The presence of American military personnel already involved in Somalia, as well as the CIA and other semi-military American outfits, will increase with more advisers. The flow of weapons to Christian Ethiopia will explode, as will Western satellite and surveillance outposts there. With the Indian Ocean thus wide open, the U.S. Navy and NATO will have to double their presence to block incoming mayhem from the sea.

In Israel — which in the summer of 2006 painfully discovered the limits of its military prowess against Hezbollah’s guerrilla-style warfare in Lebanon — politicians and the military will find that their enemies have been further emboldened.

Hamas and Hezbollah rockets aimed inland from Gaza and from Lebanon will test Israel again. Prime Minister Olmert’s novice government once more will be pushed to the edge. The government is widely expected to remain in place, but its ability to develop effective responses will be as incomplete and as incompetent in 2007 as it has showed itself to be this year.

More important, Mr. Olmert and his defense minister — as well as Israel’s entire opposition — will continue to exhibit a shocking lack of vision, failing to put forward a strategy to deal with the tide of Islamic fundamentalists and the consequences of Egypt’s failed government. The total collapse of the Palestinian Authority will increase the internal challenge for Israel.

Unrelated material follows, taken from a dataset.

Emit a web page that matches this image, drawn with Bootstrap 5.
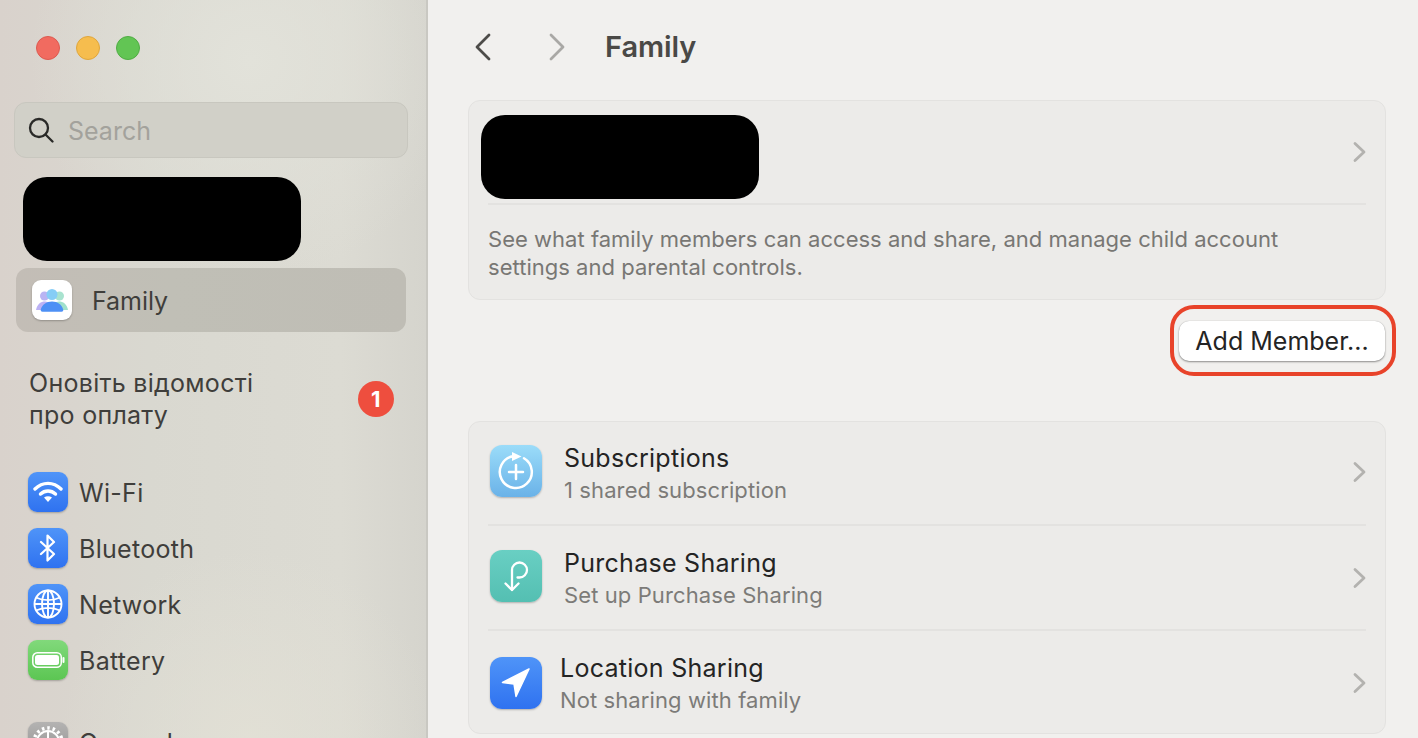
<!DOCTYPE html>
<html lang="en">
<head>
<meta charset="UTF-8">
<title>Family</title>
<link href="https://cdn.jsdelivr.net/npm/bootstrap@5.3.2/dist/css/bootstrap.min.css" rel="stylesheet">
<style>
  html, body { height: 738px; overflow: hidden; }
  body { font-family: Inter, "Noto Sans", sans-serif; background: #f1f0ee; color: #262626; }
  .shell { height: 738px; overflow: hidden; }
  .side {
    width: 428px; flex: none; height: 738px; overflow: hidden; color: #3f3e3b;
    border-right: 2px solid #c9c8c2;
    background:
      radial-gradient(circle at 250px 740px, rgba(227,225,214,.8) 0, rgba(227,225,214,0) 190px),
      radial-gradient(circle at 250px 60px, #e2e2da 0, rgba(226,226,218,0) 220px),
      linear-gradient(90deg, #d9d2cc 0, #d9d8d0 35%, #dcdbd3 80%, #d5d4cd 100%);
    padding: 36px 18px 0 14px;
  }
  .lights { gap: 16px; padding-left: 22px; height: 24px; }
  .dot { width: 24px; height: 24px; border-radius: 50%; border: 1px solid; }
  .search-box {
    height: 56px; margin-top: 42px; border-radius: 12px; padding-left: 13px; gap: 14px;
    background: #d1d0c8; border: 1px solid #c8c7bf; color: #a3a29c; font-size: 25px;
  }
  .txt-low { padding-top: 4px; }
  .redact { width: 278px; height: 84px; background: #000; border-radius: 24px; }
  .side .redact { margin: 19px 0 7px 9px; }
  .fam-row {
    height: 64px; margin-left: 2px; margin-right: 2px; padding-left: 16px; gap: 20px; border-radius: 12px;
    background: linear-gradient(90deg, #c3bdb6 0, #c0bfb6 40%, #bfbdb5 100%); font-size: 25px; letter-spacing: -.05px;
  }
  .app-ico { border-radius: 9px; flex: none; box-shadow: 0 1px 2px rgba(0,0,0,.25); }
  .ico40 { width: 40px; height: 40px; }
  .ico52 { width: 52px; height: 52px; border-radius: 12px; }
  .bg-white-ico { background: #fff; }
  .bg-blue { background: linear-gradient(#4f94f8, #2f72f0); }
  .bg-green { background: linear-gradient(#81d97b, #5cc653); }
  .bg-grey { background: linear-gradient(#b4b3b2, #8f8e8e); }
  .bg-sky { background: linear-gradient(#9bdcf9, #6ab2e8); }
  .bg-teal { background: linear-gradient(#69cfc3, #54bfb2); }
  .notice { margin-top: 35px; padding: 0 14px 0 15px; font-size: 25px; line-height: 32px; letter-spacing: .28px; }
  .num-dot {
    width: 36px; height: 36px; border-radius: 50%; background: #ee4e3e; color: #fff;
    font-weight: 700; font-size: 22px; line-height: 36px; text-align: center;
  }
  .side-list { margin-top: 41px; padding-left: 14px; gap: 16px; font-size: 25px; }
  .side-item { gap: 11px; height: 40px; letter-spacing: .3px; }
  .side-gap { margin-top: 26px; }
  .main-pane { padding: 0 32px 0 40px; min-width: 0; }
  .top-bar { height: 100px; padding-left: 1px; }
  .top-bar h1 { font-size: 29px; font-weight: 600; margin: -6px 0 0 34px; color: #4a4946; letter-spacing: -.1px; }
  .nav-arrows { gap: 42px; margin-top: -6px; }
  .pane-card { background: #ecebe9; border: 1px solid #e3e2e0; border-radius: 12px; }
  .acct-top { height: 102px; padding: 14px 17px 0 12px; }
  .chev-top { margin-top: 25px; }
  .rule { height: 2px; background: #e3e2e0; margin: 0 19px; }
  .acct-note { padding: 20px 60px 18px 19px; font-size: 22px; line-height: 28px; color: #787774; letter-spacing: .02px; }
  .btn-zone { height: 121px; padding-top: 5px; margin-right: -10px; }
  .red-ring { border: 4px solid #e8432a; border-radius: 24px; width: 226px; height: 71px; padding: 12px 7px 0 5px; }
  .btn-add {
    width: 206px; height: 40px; padding: 0; background: #fff; border: 0; border-radius: 10px; color: #242424;
    font-size: 25px; line-height: 36px; box-shadow: 0 1px 2px rgba(0,0,0,.4), 0 0 1px rgba(0,0,0,.25);
  }
  .btn-add:hover { background: #fff; color: #242424; }
  .share-row { padding-right: 17px; padding-left: 21px; gap: 22px; }
  .share-row.tight { gap: 18px; }
  .row-a { height: 102px; padding-top: 2px; }
  .row-b { height: 103px; padding-top: 3px; }
  .row-c { height: 102px; padding-top: 4px; }
  .ico-up6 { margin-top: -6px; }
  .ico-up2 { margin-top: -2px; }
  .chev-up { margin-top: -4px; }
  .chev-up2 { margin-top: -2px; }
  .share-title { font-size: 25px; line-height: 30px; color: #242424; letter-spacing: .27px; }
  .share-sub { font-size: 22px; line-height: 30px; color: #7c7b78; letter-spacing: .1px; margin-top: 2px; }
</style>
</head>
<body>
<div class="shell d-flex">

  <div class="side">
    <div class="lights d-flex">
      <span class="dot" style="background:#f16b60;border-color:#dd5a50"></span>
      <span class="dot" style="background:#f6bd4e;border-color:#e0a63c"></span>
      <span class="dot" style="background:#62c554;border-color:#50ad44"></span>
    </div>

    <div class="search-box d-flex align-items-center">
      <svg width="26" height="26" viewBox="0 0 26 26" fill="none" stroke="#2a2a28" stroke-width="2.3" stroke-linecap="round"><circle cx="11" cy="11" r="9"/><path d="M17.5 17.5 24.5 24.5"/></svg>
      <span class="txt-low">Search</span>
    </div>

    <div class="redact"></div>

    <div class="fam-row d-flex align-items-center">
      <span class="app-ico ico40 bg-white-ico d-flex align-items-center justify-content-center">
        <svg width="32" height="24" viewBox="0 0 32 24">
          <circle cx="8.500" cy="8" r="4.500" fill="#b9b4f3"/>
          <circle cx="23.500" cy="8" r="4.500" fill="#a9e3cf"/>
          <path d="M0 22c1-6 5-8.500 9-8.500s6 3 7 8.500z" fill="#bcb2f5"/>
          <path d="M32 22c-1-6-5-8.500-9-8.500s-6 3-7 8.500z" fill="#9fe0cc"/>
          <circle cx="16" cy="6.500" r="5.500" fill="#86cdf6"/>
          <path d="M6.500 23.700c-1.500 0-2-1-1.700-2.200C6 16.500 10.500 13.500 16 13.500s10 3 11.200 8c.3 1.200-.2 2.200-1.700 2.200z" fill="#4d90f5"/>
        </svg>
      </span>
      <span class="txt-low">Family</span>
    </div>

    <div class="notice d-flex justify-content-between align-items-center">
      <span>Оновіть відомості<br>про оплату</span>
      <span class="num-dot">1</span>
    </div>

    <div class="side-list d-flex flex-column">
      <div class="side-item d-flex align-items-center">
        <span class="app-ico ico40 bg-blue d-flex align-items-center justify-content-center">
          <svg width="30" height="22" viewBox="0 0 30 22" fill="none" stroke="#fff" stroke-width="3.400" stroke-linecap="round">
            <path d="M2 8C9.500 .5 20.500 .5 28 8"/><path d="M7.500 13c4.400-4 10.600-4 15 0"/>
            <path d="M11 16.500c2.500-1.800 5.500-1.800 8 0l-4 4.500z" fill="#fff" stroke="none"/>
          </svg>
        </span>
        <span class="txt-low">Wi-Fi</span>
      </div>
      <div class="side-item d-flex align-items-center">
        <span class="app-ico ico40 bg-blue d-flex align-items-center justify-content-center">
          <svg width="18" height="28" viewBox="0 0 18 28" fill="none" stroke="#fff" stroke-width="2.200" stroke-linecap="round" stroke-linejoin="round"><path d="M2 8 15 20 8.500 26.500V1.500L15 8 2 20"/></svg>
        </span>
        <span class="txt-low">Bluetooth</span>
      </div>
      <div class="side-item d-flex align-items-center">
        <span class="app-ico ico40 bg-blue d-flex align-items-center justify-content-center">
          <svg width="30" height="30" viewBox="0 0 30 30" fill="none" stroke="#fff" stroke-width="1.900"><circle cx="15" cy="15" r="13.500"/><ellipse cx="15" cy="15" rx="6" ry="13.500"/><path d="M3 8.500C10 12 20 12 27 8.500M1.500 15h27M3 21.500C10 18 20 18 27 21.500M15 1.500v27"/></svg>
        </span>
        <span class="txt-low">Network</span>
      </div>
      <div class="side-item d-flex align-items-center">
        <span class="app-ico ico40 bg-green d-flex align-items-center justify-content-center">
          <svg width="33" height="16" viewBox="0 0 33 16"><rect x=".8" y=".8" width="28.500" height="14.400" rx="4.500" fill="none" stroke="#fff" stroke-width="1.500"/><rect x="3" y="3" width="24" height="10" rx="2.500" fill="#fff"/><rect x="30.500" y="5" width="2" height="6" rx="1" fill="#fff"/></svg>
        </span>
        <span class="txt-low">Battery</span>
      </div>
      <div class="side-item side-gap d-flex align-items-center">
        <span class="app-ico ico40 bg-grey d-flex align-items-center justify-content-center">
          <svg width="32" height="32" viewBox="0 0 32 32" fill="none" stroke="#fff" stroke-width="2"><circle cx="16" cy="16" r="11"/><circle cx="16" cy="16" r="14" stroke-width="3.500" stroke-dasharray="2.500 2.900"/><circle cx="16" cy="16" r="3"/><path d="M16 5v8M6.500 21.500l7-4M25.500 21.500l-7-4"/></svg>
        </span>
        <span class="txt-low">General</span>
      </div>
    </div>
  </div>

  <div class="main-pane flex-grow-1">
    <div class="top-bar d-flex align-items-center">
      <div class="nav-arrows d-flex">
        <svg width="30" height="30" viewBox="0 0 30 30" fill="none" stroke="#4d4c49" stroke-width="2.800" stroke-linecap="round" stroke-linejoin="round"><path d="M20 3 8 15l12 12"/></svg>
        <svg width="30" height="30" viewBox="0 0 30 30" fill="none" stroke="#a9a8a5" stroke-width="2.800" stroke-linecap="round" stroke-linejoin="round"><path d="M10 3l12 12-12 12"/></svg>
      </div>
      <h1>Family</h1>
    </div>

    <div class="pane-card">
      <div class="acct-top d-flex justify-content-between align-items-start">
        <div class="redact"></div>
        <svg class="chev-top" width="16" height="24" viewBox="0 0 16 24" fill="none" stroke="#b3b2af" stroke-width="2.800" stroke-linecap="round" stroke-linejoin="round"><path d="M3 3.500 12 12l-9 8.500"/></svg>
      </div>
      <div class="rule"></div>
      <div class="acct-note">See what family members can access and share, and manage child account settings and parental controls.</div>
    </div>

    <div class="btn-zone d-flex justify-content-end align-items-start">
      <div class="red-ring">
        <button type="button" class="btn btn-add">Add Member...</button>
      </div>
    </div>

    <div class="pane-card">
      <div class="share-row row-a d-flex align-items-center">
        <span class="app-ico ico52 ico-up6 bg-sky d-flex align-items-center justify-content-center">
          <svg width="38" height="38" viewBox="0 0 38 38" fill="none" stroke="#fff" stroke-width="2.500" stroke-linecap="round"><path d="M16 4.200A16 16 0 1 0 27 6.200"/><path d="M15 0l9.500 4.500L15 9z" fill="#fff" stroke="none"/><path d="M19 13v14M12 20h14"/></svg>
        </span>
        <div class="flex-grow-1">
          <div class="share-title">Subscriptions</div>
          <div class="share-sub">1 shared subscription</div>
        </div>
        <svg class="chev-up" width="16" height="24" viewBox="0 0 16 24" fill="none" stroke="#b3b2af" stroke-width="2.800" stroke-linecap="round" stroke-linejoin="round"><path d="M3 3.500 12 12l-9 8.500"/></svg>
      </div>
      <div class="rule"></div>
      <div class="share-row row-b d-flex align-items-center">
        <span class="app-ico ico52 ico-up6 bg-teal d-flex align-items-center justify-content-center">
          <svg width="26" height="38" viewBox="0 0 26 38" fill="none" stroke="#fff" stroke-width="2.300" stroke-linecap="round" stroke-linejoin="round"><path d="M9 33V13a7.500 7.500 0 1 1 7.500 7.500h-2"/><path d="M2.500 26.500 9 33l6.500-6.500"/></svg>
        </span>
        <div class="flex-grow-1">
          <div class="share-title">Purchase Sharing</div>
          <div class="share-sub">Set up Purchase Sharing</div>
        </div>
        <svg class="chev-up2" width="16" height="24" viewBox="0 0 16 24" fill="none" stroke="#b3b2af" stroke-width="2.800" stroke-linecap="round" stroke-linejoin="round"><path d="M3 3.500 12 12l-9 8.500"/></svg>
      </div>
      <div class="rule"></div>
      <div class="share-row tight row-c d-flex align-items-center">
        <span class="app-ico ico52 ico-up2 bg-blue d-flex align-items-center justify-content-center">
          <svg width="30" height="30" viewBox="0 0 30 30"><path d="M28 1 1.500 14.500 13 16l2 12.500z" fill="#fff" stroke="#fff" stroke-width="1.500" stroke-linejoin="round"/></svg>
        </span>
        <div class="flex-grow-1">
          <div class="share-title">Location Sharing</div>
          <div class="share-sub">Not sharing with family</div>
        </div>
        <svg class="chev-up2" width="16" height="24" viewBox="0 0 16 24" fill="none" stroke="#b3b2af" stroke-width="2.800" stroke-linecap="round" stroke-linejoin="round"><path d="M3 3.500 12 12l-9 8.500"/></svg>
      </div>
    </div>
  </div>

</div>
</body>
</html>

On the macroeconomic front, the price of oil will continue its breakdown, as more alternative sources, from coal to oil sands to ethanol, surge onto the world markets.

The role of Russia as the world’s major new supplier of “conventional energy”— now bigger than that of Saudi Arabia — will grow remarkably. Russia is already Europe’s main supplier of natural gas, and it is moving to become a major supplier of oil and gas to Asia, as well. Canada, with its endless reserves of oil sands, will join Russia as a major new energy power. The strategic consequences of these two countries’ advances for American influence have yet to be calculated by think tanks, NATO, and the OECD. Happy New Year.